The new quota will apply to food that can be produced in Czechia.
/Miroslav Georgijevic/Getty Creative/CFP
The new quota will apply to food that can be produced in Czechia.
/Miroslav Georgijevic/Getty Creative/CFP
Large supermarkets in Czechia will be forced to sell mostly home-produced food from next year under a new law approved on Wednesday.
Lawmakers agreed the measure despite a backlash from partners in the European Union.
Under the new law, Czech food will have to make up a minimum of 55 percent of sales in shops with a surface area of more than 400 square meters. The share is to gradually grow at least 73 percent by 2028. The amendment was proposed by the right-wing Freedom and Direct Democracy (SPD) movement of Tokyo-born deputy parliamentary speaker Tomio Okamura.
The quota only applies to food products that can be produced in Czechia, which is an EU member country of 10.7 million people.

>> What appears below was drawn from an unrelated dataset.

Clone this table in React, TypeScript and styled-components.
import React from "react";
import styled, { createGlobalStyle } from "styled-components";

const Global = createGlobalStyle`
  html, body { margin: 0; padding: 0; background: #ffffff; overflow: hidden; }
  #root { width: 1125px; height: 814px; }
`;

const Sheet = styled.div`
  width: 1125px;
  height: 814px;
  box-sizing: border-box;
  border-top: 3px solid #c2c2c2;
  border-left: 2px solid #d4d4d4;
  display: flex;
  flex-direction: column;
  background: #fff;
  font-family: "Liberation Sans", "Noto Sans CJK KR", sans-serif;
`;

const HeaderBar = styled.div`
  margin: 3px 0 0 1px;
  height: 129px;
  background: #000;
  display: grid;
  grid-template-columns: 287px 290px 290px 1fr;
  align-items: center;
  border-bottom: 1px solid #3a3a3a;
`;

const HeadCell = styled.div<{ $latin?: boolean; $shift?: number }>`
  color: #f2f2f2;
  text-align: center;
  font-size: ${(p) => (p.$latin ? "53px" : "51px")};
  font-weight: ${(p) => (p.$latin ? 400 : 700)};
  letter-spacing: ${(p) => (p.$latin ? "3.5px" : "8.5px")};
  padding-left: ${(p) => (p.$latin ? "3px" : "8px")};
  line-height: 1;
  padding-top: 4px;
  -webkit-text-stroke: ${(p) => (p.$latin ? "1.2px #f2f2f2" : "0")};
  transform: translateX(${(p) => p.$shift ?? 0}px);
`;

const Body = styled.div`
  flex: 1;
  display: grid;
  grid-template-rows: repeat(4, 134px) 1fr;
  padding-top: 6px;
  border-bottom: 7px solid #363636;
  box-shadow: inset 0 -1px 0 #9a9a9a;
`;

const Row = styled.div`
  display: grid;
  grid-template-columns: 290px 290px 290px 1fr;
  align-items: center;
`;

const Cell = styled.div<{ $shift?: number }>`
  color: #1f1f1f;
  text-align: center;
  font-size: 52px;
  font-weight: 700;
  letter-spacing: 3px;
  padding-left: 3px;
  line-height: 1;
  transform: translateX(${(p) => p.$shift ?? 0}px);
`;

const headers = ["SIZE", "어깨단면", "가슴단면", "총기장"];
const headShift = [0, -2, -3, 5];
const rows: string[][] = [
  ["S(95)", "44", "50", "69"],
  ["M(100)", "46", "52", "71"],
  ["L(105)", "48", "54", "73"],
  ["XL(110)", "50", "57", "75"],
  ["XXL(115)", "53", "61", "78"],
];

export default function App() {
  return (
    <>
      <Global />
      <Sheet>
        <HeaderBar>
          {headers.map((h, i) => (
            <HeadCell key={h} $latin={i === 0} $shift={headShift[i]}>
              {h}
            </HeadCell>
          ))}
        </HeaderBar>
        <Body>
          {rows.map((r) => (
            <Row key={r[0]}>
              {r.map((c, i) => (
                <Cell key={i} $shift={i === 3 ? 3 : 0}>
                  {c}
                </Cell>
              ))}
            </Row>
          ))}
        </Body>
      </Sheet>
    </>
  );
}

The objective is to be self-sufficient in foodstuff production and to support local farmers.
However, the measure has divided opinion because EU single-market rules allow for the free circulation of goods and services across the 27-member bloc. Despite this, it is anticipated that Czech president Milos Zeman will sign the measure.
Agriculture Minister Miroslav Toman told lawmakers: "Let's be nationalists for a bit, when it comes to food, Czech agriculture and our country."
On Wednesday, Czech business broadsheet Hospodarske Noviny said eight EU countries including Germany and France had slammed the quota legislation in a letter to Jaroslav Faltynek, the head of the parliament's committee for agriculture.
Czech Prime Minister Andrej Babis has experienced financial success with the Agrofert food, chemicals and media holding, which he has parked in trust funds to avoid a conflict of interest. However, the EU and local transparency watchdogs have repeatedly accused him of continuing to control the group and thus breaking EU rules in his dual role as a politician making decisions on EU agricultural subsidies and an entrepreneur making money from it.
Those opposed to the move are concerned that the policy would help Babis and Agrofert, while conflicting with EU single-market rules. /Petr David Josek/AP
Those opposed to the move are concerned that the policy would help Babis and Agrofert, while conflicting with EU single-market rules. /Petr David Josek/AP
Critics of the new measure within Czechia have said it would help both Babis and Agrofert, while harming consumers due to competition being stifled and a risk of export retaliation.
"If other EU countries started to do the same, it would dramatically harm Czech exports," Radek Spicar, the deputy head of the Confederation of Industry, told AFP.